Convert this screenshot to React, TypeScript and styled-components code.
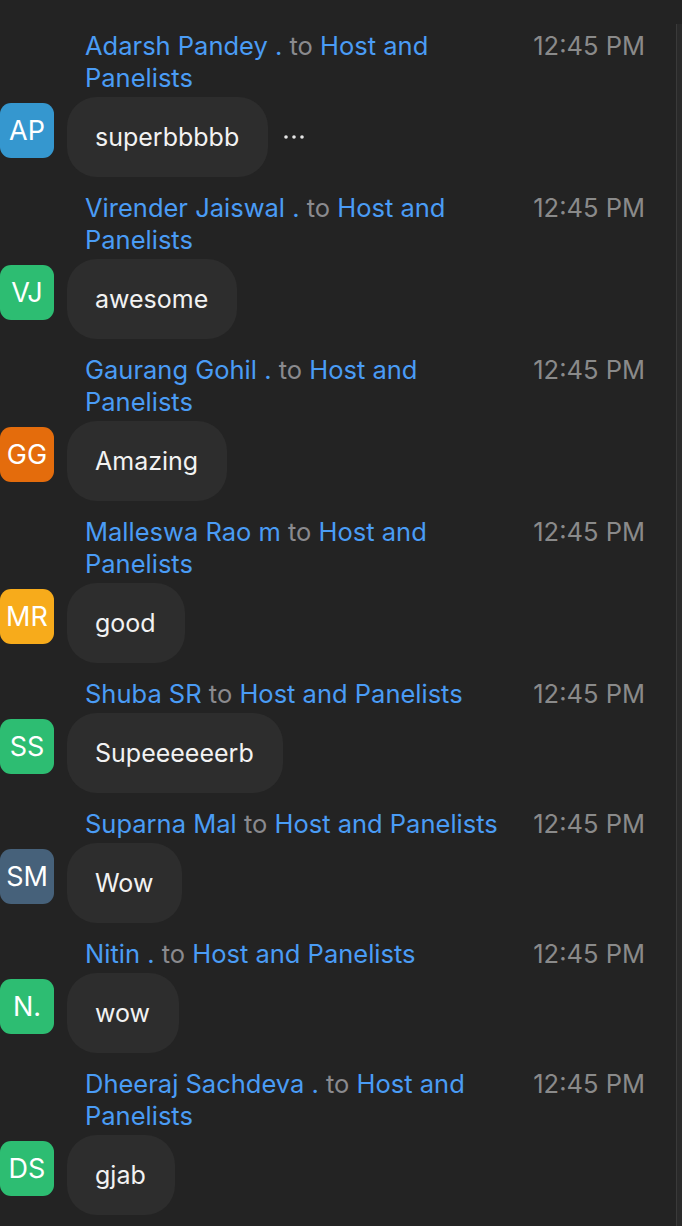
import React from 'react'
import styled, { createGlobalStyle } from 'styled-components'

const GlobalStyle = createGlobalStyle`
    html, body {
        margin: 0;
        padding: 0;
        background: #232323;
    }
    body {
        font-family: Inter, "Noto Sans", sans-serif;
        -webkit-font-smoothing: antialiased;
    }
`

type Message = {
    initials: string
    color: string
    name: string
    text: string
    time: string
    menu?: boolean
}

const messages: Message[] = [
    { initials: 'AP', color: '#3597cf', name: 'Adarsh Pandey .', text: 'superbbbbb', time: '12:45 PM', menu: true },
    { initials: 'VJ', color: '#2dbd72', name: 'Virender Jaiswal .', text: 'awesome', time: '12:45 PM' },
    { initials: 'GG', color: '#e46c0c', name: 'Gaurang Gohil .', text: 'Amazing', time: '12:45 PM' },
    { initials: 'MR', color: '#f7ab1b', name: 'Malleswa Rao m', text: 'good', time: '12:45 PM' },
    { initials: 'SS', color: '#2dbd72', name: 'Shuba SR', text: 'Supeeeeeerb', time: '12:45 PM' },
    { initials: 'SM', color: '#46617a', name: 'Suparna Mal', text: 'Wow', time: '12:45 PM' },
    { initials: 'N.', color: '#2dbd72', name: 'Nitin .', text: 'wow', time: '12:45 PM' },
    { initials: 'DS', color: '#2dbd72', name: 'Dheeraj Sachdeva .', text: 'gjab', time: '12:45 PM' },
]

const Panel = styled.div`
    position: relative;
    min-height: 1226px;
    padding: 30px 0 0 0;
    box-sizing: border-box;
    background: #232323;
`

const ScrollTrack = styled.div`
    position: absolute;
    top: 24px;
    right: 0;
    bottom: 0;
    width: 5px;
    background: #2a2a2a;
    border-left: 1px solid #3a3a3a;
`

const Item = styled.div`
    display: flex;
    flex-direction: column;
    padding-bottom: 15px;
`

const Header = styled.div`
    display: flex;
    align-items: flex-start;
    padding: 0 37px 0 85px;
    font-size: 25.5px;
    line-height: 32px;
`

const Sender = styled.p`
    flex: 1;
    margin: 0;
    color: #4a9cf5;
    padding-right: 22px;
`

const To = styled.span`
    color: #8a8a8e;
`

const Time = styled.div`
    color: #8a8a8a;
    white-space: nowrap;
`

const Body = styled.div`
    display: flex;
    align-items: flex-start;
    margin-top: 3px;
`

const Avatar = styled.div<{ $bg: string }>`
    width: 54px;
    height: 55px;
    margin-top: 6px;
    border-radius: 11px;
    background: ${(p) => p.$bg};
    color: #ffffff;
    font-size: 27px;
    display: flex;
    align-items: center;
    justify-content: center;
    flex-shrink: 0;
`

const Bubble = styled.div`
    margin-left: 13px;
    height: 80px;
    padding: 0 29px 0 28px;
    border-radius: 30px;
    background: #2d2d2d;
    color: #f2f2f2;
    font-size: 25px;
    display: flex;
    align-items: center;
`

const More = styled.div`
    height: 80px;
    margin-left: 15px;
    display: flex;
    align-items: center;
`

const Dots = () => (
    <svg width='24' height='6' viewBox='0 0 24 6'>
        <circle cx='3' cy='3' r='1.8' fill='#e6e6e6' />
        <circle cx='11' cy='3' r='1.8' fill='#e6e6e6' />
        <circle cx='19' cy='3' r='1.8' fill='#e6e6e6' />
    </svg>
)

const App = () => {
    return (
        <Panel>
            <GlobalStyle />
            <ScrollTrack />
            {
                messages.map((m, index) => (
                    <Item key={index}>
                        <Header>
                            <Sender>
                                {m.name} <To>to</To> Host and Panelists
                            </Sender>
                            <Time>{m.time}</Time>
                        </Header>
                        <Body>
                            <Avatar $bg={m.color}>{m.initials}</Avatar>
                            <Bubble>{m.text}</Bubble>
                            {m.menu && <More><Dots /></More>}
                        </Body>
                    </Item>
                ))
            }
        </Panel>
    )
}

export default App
* * *
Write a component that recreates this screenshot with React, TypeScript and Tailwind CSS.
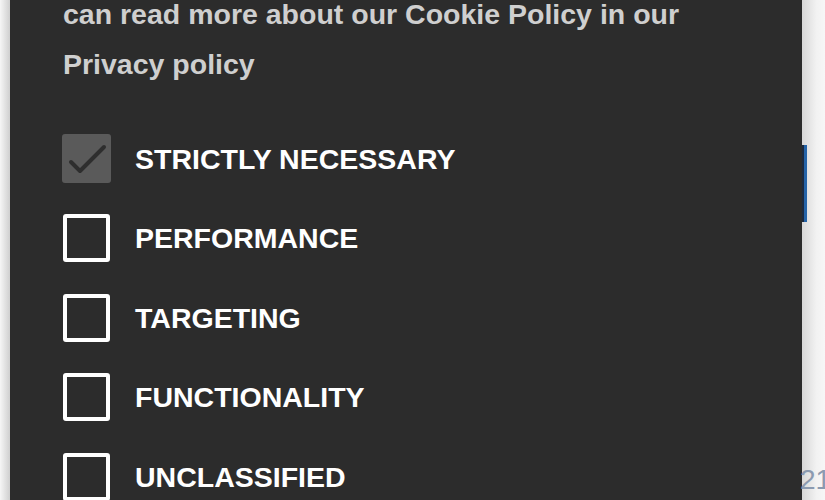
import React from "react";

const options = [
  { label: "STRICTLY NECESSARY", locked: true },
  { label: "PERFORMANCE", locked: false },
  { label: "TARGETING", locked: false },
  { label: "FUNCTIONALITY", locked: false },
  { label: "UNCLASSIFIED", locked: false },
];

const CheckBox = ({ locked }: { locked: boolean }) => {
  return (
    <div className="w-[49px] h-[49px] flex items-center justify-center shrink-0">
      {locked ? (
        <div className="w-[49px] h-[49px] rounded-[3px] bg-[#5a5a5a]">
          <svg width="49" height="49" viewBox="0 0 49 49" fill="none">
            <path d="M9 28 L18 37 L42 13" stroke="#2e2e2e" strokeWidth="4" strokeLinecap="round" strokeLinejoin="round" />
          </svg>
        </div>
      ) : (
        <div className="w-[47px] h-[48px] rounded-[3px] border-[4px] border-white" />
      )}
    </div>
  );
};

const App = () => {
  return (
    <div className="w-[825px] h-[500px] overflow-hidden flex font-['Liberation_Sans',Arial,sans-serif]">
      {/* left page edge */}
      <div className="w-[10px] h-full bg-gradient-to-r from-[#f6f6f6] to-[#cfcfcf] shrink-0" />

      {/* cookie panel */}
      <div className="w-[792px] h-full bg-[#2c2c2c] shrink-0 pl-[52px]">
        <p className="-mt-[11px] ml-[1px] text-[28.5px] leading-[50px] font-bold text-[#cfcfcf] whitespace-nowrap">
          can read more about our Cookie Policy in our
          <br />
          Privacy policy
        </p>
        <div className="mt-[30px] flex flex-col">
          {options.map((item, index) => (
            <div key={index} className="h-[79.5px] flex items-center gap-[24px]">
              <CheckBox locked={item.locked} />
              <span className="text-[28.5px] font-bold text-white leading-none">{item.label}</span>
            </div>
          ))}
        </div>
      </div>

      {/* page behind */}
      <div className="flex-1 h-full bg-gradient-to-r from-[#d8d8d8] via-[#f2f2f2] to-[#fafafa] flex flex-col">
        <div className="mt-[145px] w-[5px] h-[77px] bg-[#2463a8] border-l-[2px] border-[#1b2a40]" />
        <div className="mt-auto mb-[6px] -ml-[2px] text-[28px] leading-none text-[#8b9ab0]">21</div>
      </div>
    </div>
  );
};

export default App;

YOUR TASK: Repeat only the lines from the one with "Write a component" down to the one with "h-full bg-gradient-to-r from-[#f6f6f6]", word for word and both included, and leave the pictures out.

SOLUTION TO THIS PROBLEM:
Write a component that recreates this screenshot with React, TypeScript and Tailwind CSS.
import React from "react";

const options = [
  { label: "STRICTLY NECESSARY", locked: true },
  { label: "PERFORMANCE", locked: false },
  { label: "TARGETING", locked: false },
  { label: "FUNCTIONALITY", locked: false },
  { label: "UNCLASSIFIED", locked: false },
];

const CheckBox = ({ locked }: { locked: boolean }) => {
  return (
    <div className="w-[49px] h-[49px] flex items-center justify-center shrink-0">
      {locked ? (
        <div className="w-[49px] h-[49px] rounded-[3px] bg-[#5a5a5a]">
          <svg width="49" height="49" viewBox="0 0 49 49" fill="none">
            <path d="M9 28 L18 37 L42 13" stroke="#2e2e2e" strokeWidth="4" strokeLinecap="round" strokeLinejoin="round" />
          </svg>
        </div>
      ) : (
        <div className="w-[47px] h-[48px] rounded-[3px] border-[4px] border-white" />
      )}
    </div>
  );
};

const App = () => {
  return (
    <div className="w-[825px] h-[500px] overflow-hidden flex font-['Liberation_Sans',Arial,sans-serif]">
      {/* left page edge */}
      <div className="w-[10px] h-full bg-gradient-to-r from-[#f6f6f6] to-[#cfcfcf] shrink-0" />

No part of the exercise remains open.